EXERCISE REQUIREMENTS: Set down every entry again word for word, please, but skip the pictures.

Entries with page source code:

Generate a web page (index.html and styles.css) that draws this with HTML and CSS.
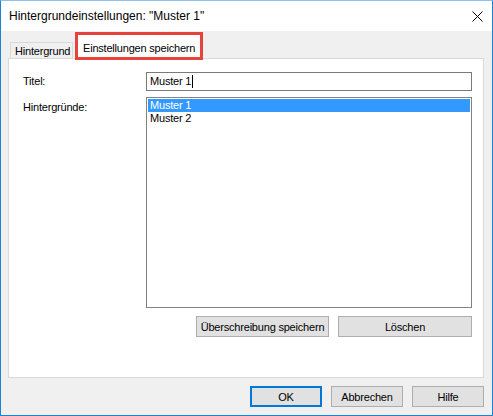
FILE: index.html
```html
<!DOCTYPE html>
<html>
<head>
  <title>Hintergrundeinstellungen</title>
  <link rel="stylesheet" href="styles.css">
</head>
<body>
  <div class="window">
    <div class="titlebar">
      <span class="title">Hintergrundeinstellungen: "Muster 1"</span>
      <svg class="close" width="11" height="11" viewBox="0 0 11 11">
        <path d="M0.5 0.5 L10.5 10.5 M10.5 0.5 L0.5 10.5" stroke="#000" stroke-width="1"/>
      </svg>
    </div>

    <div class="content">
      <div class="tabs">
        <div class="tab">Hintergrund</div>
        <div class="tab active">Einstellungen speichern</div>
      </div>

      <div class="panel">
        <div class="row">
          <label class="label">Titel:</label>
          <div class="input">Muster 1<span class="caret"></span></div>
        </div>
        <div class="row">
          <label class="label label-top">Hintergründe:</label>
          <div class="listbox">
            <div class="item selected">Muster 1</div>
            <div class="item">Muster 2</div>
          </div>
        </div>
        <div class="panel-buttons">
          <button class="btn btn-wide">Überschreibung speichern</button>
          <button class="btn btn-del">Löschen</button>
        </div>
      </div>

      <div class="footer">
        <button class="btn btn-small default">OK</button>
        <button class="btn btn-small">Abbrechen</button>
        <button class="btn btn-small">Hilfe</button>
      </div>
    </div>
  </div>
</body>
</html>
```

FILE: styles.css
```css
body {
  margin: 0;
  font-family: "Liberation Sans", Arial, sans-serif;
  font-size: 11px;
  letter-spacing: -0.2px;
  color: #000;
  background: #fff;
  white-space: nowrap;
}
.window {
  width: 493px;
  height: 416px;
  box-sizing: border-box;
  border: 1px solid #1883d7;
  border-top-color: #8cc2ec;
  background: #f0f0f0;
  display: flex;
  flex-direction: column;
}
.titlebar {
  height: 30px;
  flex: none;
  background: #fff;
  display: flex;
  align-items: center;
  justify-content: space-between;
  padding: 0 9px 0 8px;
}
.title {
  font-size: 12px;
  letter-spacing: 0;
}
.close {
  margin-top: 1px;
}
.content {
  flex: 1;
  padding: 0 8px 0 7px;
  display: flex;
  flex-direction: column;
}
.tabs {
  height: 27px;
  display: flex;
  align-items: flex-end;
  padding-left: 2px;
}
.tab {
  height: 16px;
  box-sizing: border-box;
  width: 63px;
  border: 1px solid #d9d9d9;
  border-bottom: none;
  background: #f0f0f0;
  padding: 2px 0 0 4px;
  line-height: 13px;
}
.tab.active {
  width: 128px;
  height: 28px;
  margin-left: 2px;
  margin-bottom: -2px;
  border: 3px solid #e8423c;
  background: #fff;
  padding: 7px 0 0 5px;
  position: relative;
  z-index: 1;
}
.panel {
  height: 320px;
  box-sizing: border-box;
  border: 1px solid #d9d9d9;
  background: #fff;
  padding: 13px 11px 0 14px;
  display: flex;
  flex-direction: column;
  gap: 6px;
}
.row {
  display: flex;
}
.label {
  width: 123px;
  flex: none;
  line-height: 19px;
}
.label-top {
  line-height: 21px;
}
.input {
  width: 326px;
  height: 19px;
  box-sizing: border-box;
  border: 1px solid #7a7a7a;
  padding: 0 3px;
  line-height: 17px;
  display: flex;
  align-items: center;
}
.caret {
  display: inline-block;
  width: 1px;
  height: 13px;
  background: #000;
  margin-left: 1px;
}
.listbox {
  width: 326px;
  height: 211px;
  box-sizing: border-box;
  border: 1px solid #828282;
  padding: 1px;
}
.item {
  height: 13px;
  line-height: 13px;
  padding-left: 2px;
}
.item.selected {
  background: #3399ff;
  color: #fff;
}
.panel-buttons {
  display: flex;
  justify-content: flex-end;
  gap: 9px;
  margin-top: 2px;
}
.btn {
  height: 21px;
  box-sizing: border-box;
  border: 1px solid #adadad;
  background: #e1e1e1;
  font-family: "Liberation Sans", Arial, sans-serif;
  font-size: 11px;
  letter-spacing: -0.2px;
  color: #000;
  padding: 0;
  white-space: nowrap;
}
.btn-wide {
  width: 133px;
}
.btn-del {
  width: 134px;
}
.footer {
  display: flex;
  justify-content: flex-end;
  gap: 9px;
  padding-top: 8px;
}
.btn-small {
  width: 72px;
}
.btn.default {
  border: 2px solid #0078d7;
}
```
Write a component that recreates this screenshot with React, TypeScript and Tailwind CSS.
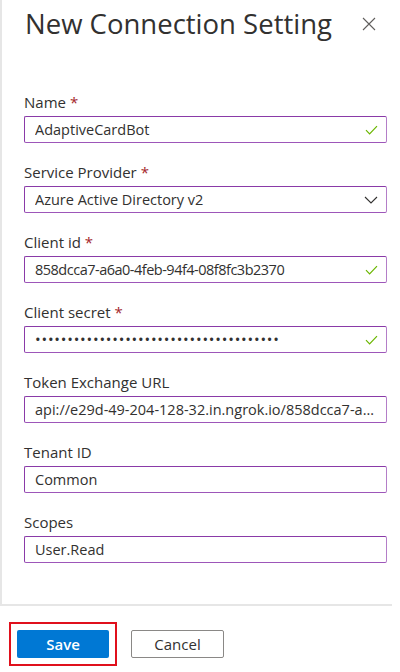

OUTPUT OF THE EXERCISE:
Generate a web page (index.html and styles.css) that draws this with HTML and CSS.
FILE: index.html
```html
<!DOCTYPE html>
<html>
<head>
  <title>Hintergrundeinstellungen</title>
  <link rel="stylesheet" href="styles.css">
</head>
<body>
  <div class="window">
    <div class="titlebar">
      <span class="title">Hintergrundeinstellungen: "Muster 1"</span>
      <svg class="close" width="11" height="11" viewBox="0 0 11 11">
        <path d="M0.5 0.5 L10.5 10.5 M10.5 0.5 L0.5 10.5" stroke="#000" stroke-width="1"/>
      </svg>
    </div>

    <div class="content">
      <div class="tabs">
        <div class="tab">Hintergrund</div>
        <div class="tab active">Einstellungen speichern</div>
      </div>

      <div class="panel">
        <div class="row">
          <label class="label">Titel:</label>
          <div class="input">Muster 1<span class="caret"></span></div>
        </div>
        <div class="row">
          <label class="label label-top">Hintergründe:</label>
          <div class="listbox">
            <div class="item selected">Muster 1</div>
            <div class="item">Muster 2</div>
          </div>
        </div>
        <div class="panel-buttons">
          <button class="btn btn-wide">Überschreibung speichern</button>
          <button class="btn btn-del">Löschen</button>
        </div>
      </div>

      <div class="footer">
        <button class="btn btn-small default">OK</button>
        <button class="btn btn-small">Abbrechen</button>
        <button class="btn btn-small">Hilfe</button>
      </div>
    </div>
  </div>
</body>
</html>
```

FILE: styles.css
```css
body {
  margin: 0;
  font-family: "Liberation Sans", Arial, sans-serif;
  font-size: 11px;
  letter-spacing: -0.2px;
  color: #000;
  background: #fff;
  white-space: nowrap;
}
.window {
  width: 493px;
  height: 416px;
  box-sizing: border-box;
  border: 1px solid #1883d7;
  border-top-color: #8cc2ec;
  background: #f0f0f0;
  display: flex;
  flex-direction: column;
}
.titlebar {
  height: 30px;
  flex: none;
  background: #fff;
  display: flex;
  align-items: center;
  justify-content: space-between;
  padding: 0 9px 0 8px;
}
.title {
  font-size: 12px;
  letter-spacing: 0;
}
.close {
  margin-top: 1px;
}
.content {
  flex: 1;
  padding: 0 8px 0 7px;
  display: flex;
  flex-direction: column;
}
.tabs {
  height: 27px;
  display: flex;
  align-items: flex-end;
  padding-left: 2px;
}
.tab {
  height: 16px;
  box-sizing: border-box;
  width: 63px;
  border: 1px solid #d9d9d9;
  border-bottom: none;
  background: #f0f0f0;
  padding: 2px 0 0 4px;
  line-height: 13px;
}
.tab.active {
  width: 128px;
  height: 28px;
  margin-left: 2px;
  margin-bottom: -2px;
  border: 3px solid #e8423c;
  background: #fff;
  padding: 7px 0 0 5px;
  position: relative;
  z-index: 1;
}
.panel {
  height: 320px;
  box-sizing: border-box;
  border: 1px solid #d9d9d9;
  background: #fff;
  padding: 13px 11px 0 14px;
  display: flex;
  flex-direction: column;
  gap: 6px;
}
.row {
  display: flex;
}
.label {
  width: 123px;
  flex: none;
  line-height: 19px;
}
.label-top {
  line-height: 21px;
}
.input {
  width: 326px;
  height: 19px;
  box-sizing: border-box;
  border: 1px solid #7a7a7a;
  padding: 0 3px;
  line-height: 17px;
  display: flex;
  align-items: center;
}
.caret {
  display: inline-block;
  width: 1px;
  height: 13px;
  background: #000;
  margin-left: 1px;
}
.listbox {
  width: 326px;
  height: 211px;
  box-sizing: border-box;
  border: 1px solid #828282;
  padding: 1px;
}
.item {
  height: 13px;
  line-height: 13px;
  padding-left: 2px;
}
.item.selected {
  background: #3399ff;
  color: #fff;
}
.panel-buttons {
  display: flex;
  justify-content: flex-end;
  gap: 9px;
  margin-top: 2px;
}
.btn {
  height: 21px;
  box-sizing: border-box;
  border: 1px solid #adadad;
  background: #e1e1e1;
  font-family: "Liberation Sans", Arial, sans-serif;
  font-size: 11px;
  letter-spacing: -0.2px;
  color: #000;
  padding: 0;
  white-space: nowrap;
}
.btn-wide {
  width: 133px;
}
.btn-del {
  width: 134px;
}
.footer {
  display: flex;
  justify-content: flex-end;
  gap: 9px;
  padding-top: 8px;
}
.btn-small {
  width: 72px;
}
.btn.default {
  border: 2px solid #0078d7;
}
```
Write a component that recreates this screenshot with React, TypeScript and Tailwind CSS.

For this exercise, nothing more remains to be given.